L’Algérie devant la Commission des Droits de l’Homme de l’ONU

L’Algérie devant la Commission des Droits de l’Homme de l’ONU

Des statistiques et une réalité mal cachée

Mohamed Mehdi, Le Quotidien d’Oran, 14 novembre 2001

La Commission des Droits de l’Homme de l’ONU a entamé hier une session pour l’examen de la situation en la matière en Algérie. Le rapport algérien sur la situation des Droits de l’Homme a été remis il y a quelques semaines. L’argumentaire se base uniquement sur les chiffres et les statistiques pour «démontrer» que tout va bien dans le domaine associatif et des libertés syndicales. Il cache mal, en tout cas, la réalité. Des ONG vont présenter leur contre-rapport devant la Commission.

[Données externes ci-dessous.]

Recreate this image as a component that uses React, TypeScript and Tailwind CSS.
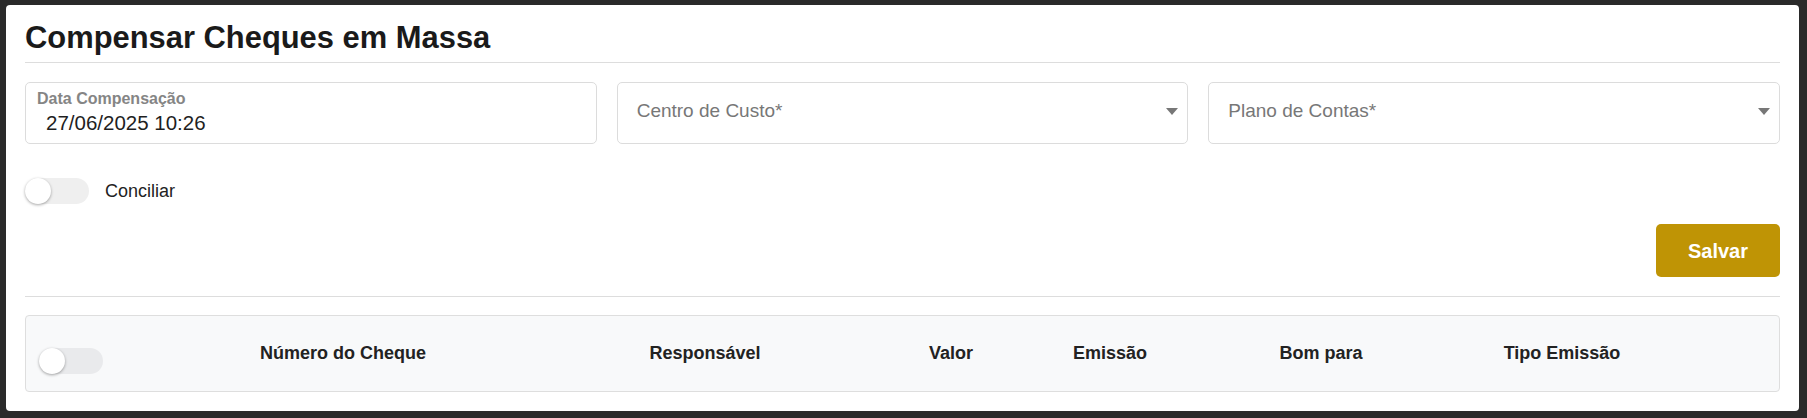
import React from "react";

function Toggle({ track }: { track: string }) {
  return (
    <div className={`relative h-[26px] w-[64px] rounded-full ${track}`}>
      <div className="absolute left-0 top-0 h-[26px] w-[26px] rounded-full bg-white shadow-[0_1px_3px_rgba(0,0,0,0.35)]" />
    </div>
  );
}

function Caret() {
  return (
    <svg width="12" height="7" viewBox="0 0 12 7" className="shrink-0">
      <path d="M0 0 L12 0 L6 7 Z" fill="#777777" />
    </svg>
  );
}

export default function App() {
  const headers = [
    "Número do Cheque",
    "Responsável",
    "Valor",
    "Emissão",
    "Bom para",
    "Tipo Emissão",
  ];
  return (
    <div
      className="h-[418px] w-full bg-[#2a2a2a] pt-[5px] pl-[6px] pr-[8px]"
      style={{ fontFamily: '"Liberation Sans", Arial, sans-serif' }}
    >
      <div className="flex h-[406px] flex-col rounded-[4px] bg-white px-[19px] pt-[15px] pb-[19px]">
        <div className="border-b border-[#dddddd] pb-[6px]">
          <h1 className="text-[30.9px] font-bold leading-[36px] text-[#1a1a1a]">
            Compensar Cheques em Massa
          </h1>
        </div>

        <div className="mt-[19px] grid grid-cols-3 gap-[20px]">
          <div className="h-[62px] rounded-[5px] border border-[#dcdcdc] pl-[11px] pt-[7px]">
            <div className="text-[16px] font-bold leading-[18px] text-[#858585]">
              Data Compensação
            </div>
            <div className="mt-[3px] pl-[9px] text-[20.5px] leading-[24px] text-[#1f1f1f]">
              27/06/2025 10:26
            </div>
          </div>
          <div className="flex h-[62px] items-center justify-between rounded-[5px] border border-[#dcdcdc] pb-[4px] pl-[19px] pr-[9px]">
            <span className="text-[19px] text-[#777777]">Centro de Custo*</span>
            <Caret />
          </div>
          <div className="flex h-[62px] items-center justify-between rounded-[5px] border border-[#dcdcdc] pb-[4px] pl-[19px] pr-[9px]">
            <span className="text-[19px] text-[#777777]">Plano de Contas*</span>
            <Caret />
          </div>
        </div>

        <div className="mt-[34px] flex items-center gap-[16px]">
          <Toggle track="bg-[#efefef]" />
          <span className="text-[18px] leading-[22px] text-[#222222]">Conciliar</span>
        </div>

        <div className="mt-[20px] flex justify-end">
          <button className="h-[53px] w-[124px] rounded-[5px] bg-[#bf9405] text-[20px] font-bold text-white">
            Salvar
          </button>
        </div>

        <div className="mt-[19px] border-t border-[#dddddd]" />

        <div className="mt-[18px] h-[77px] rounded-[4px] border border-[#dedede] bg-[#f8f9fa]">
          <div className="grid grid-cols-[89px_456px_268px_224px_94px_328px_154px_1fr] items-start">
            <div className="pl-[13px] pt-[32px]">
              <Toggle track="bg-[#e9eaec]" />
            </div>
            {headers.map((h) => (
              <div
                key={h}
                className="whitespace-nowrap pt-[26px] text-center text-[18px] font-bold leading-[22px] text-[#222222]"
              >
                {h}
              </div>
            ))}
            <div />
          </div>
        </div>
      </div>
    </div>
  );
}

En matière de liberté d’association, le rapport affirme que cette dernière «est une donnée d’importance en Algérie», et que «le mouvement associatif constitue aujourd’hui, après les partis politiques, l’un des acteurs dynamiques et incontournables de la vie sociale, culturelle et scientifique».

En guise de démonstration, le rapport se contente d’affirmer que : «l’allègement de la procédure d’agrément instauré par la loi N°90-31 du 4 décembre 1990, en matière de facilitation des procédures de création, a engendré un essor considérable du nombre d’associations».

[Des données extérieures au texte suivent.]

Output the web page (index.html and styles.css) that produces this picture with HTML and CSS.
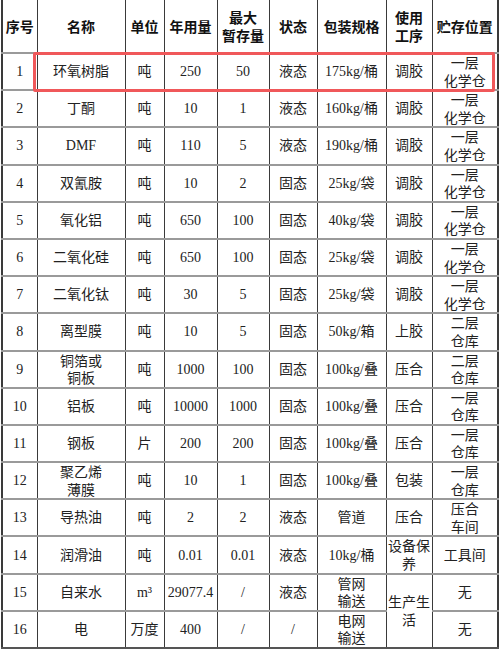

Pour ses rédacteurs, le nombre d’associations est un indice suffisamment éloquent pour décrire «la liberté d’association» qui règne en Algérie. On y lit : qu’«entre les années 1976 et 1988, soit une période de 12 ans, seules 98 associations nationales ont été agréées», alors qu’«entre 1989 et 1996, soit une période d’à peine plus de 6 ans, 678 associations nationales ont vu le jour». Ce qui porte au total le nombre d’associations nationales à 776 et à 45.000 autres à caractère local. Le rapport distingue plusieurs catégories d’associations : «Professionnelles (196), Sportives (78), Culture et Education (76), Santé et Médecine (62), Science et Technologie (46), Jeunesse (39), Mutuelles (31), Anciens étudiants (21), Amitié, Echanges et Coopération (21), Solidarité, Secours et Bienfaisance (16), Handicapés et Inadaptés (15), Femmes (15), Historiques (14), Tourisme et Loisirs (14), Associations étrangères (13), Environnement (12), Enfance et Adolescence (10), Retraités et personnes âgées (18), Droits de l’homme (5).

Sur le chapitre de la «liberté syndicale», le rapport adopte la même démarche. Puisque la loi «reconnaît aux travailleurs salariés des secteurs privé et public, le droit de se constituer en organisations syndicales autonomes et distinctes des partis politiques», la liberté syndicale serait donc effective. «Aujourd’hui, note le rapport de l’Algérie, on ne compte pas moins de 58 organisations de travailleurs salariés ayant une implantation nationale… (et) une multitude de syndicats autonomes, mais qui n’ont pas de consistance nationale».

Concernant le droit de grève, «élevé au rang de disposition constitutionnelle», les rédacteurs ne craignent aucune contradiction en affirmant, en même temps, que «le nombre de conflits collectifs, d’arbitrages et de conflits sociaux enregistrés chaque année, depuis décembre 1991, montre à l’évidence la vitalité des mécanismes de promotion des droits matériels et moraux des travailleurs», tout en constatant que, depuis cette même période, «le nombre de mouvements de grève a suivi une courbe descendante : 2.290 en 1989, 2.023 en 1990, 1.034 en 1991, 493 en 1992, 537 en 1993, 410 en 1994, 432 en 1995, 441 en 1996, 292 en 1997 et 195 en 1998». En réalité, si l’immense déstructuration qu’a subi le secteur public, particulièrement depuis 1994, et le lot des centaines de milliers de licenciements, n’ont pas engendré de grands mouvements de protestation, c’est justement à cause de l’absence de libertés syndicales et de restriction du droit de grève.

A contre-courant de la réalité, le rapport affirme que «les rencontres périodiques des trois partenaires sociaux – Gouvernement, patronat et syndicats (au pluriel dans le texte — ndlr) — sont une illustration de la prévalence de la politique de dialogue». Quel syndicat, autre que l’UGTA, a participé aux «pourparlers» des tripartites ?

Dans la pratique, cette approche statistique ne reflète nullement la nature, la consistance et le degré de liberté du mouvement associatif ni l’existence du pluri-syndicalisme en Algérie. Bien des tares, fondamentales, se cachent sous ses chiffres. Comme il ne suffit pas d’énoncer l’existence de lois accordant cette «grande liberté» pour supposer leur d’application. L’expérience des syndicats autonomes est là pour illustrer le parti pris des autorités en faveur de l’UGTA considérée, à tort, comme l’unique représentant des travailleurs.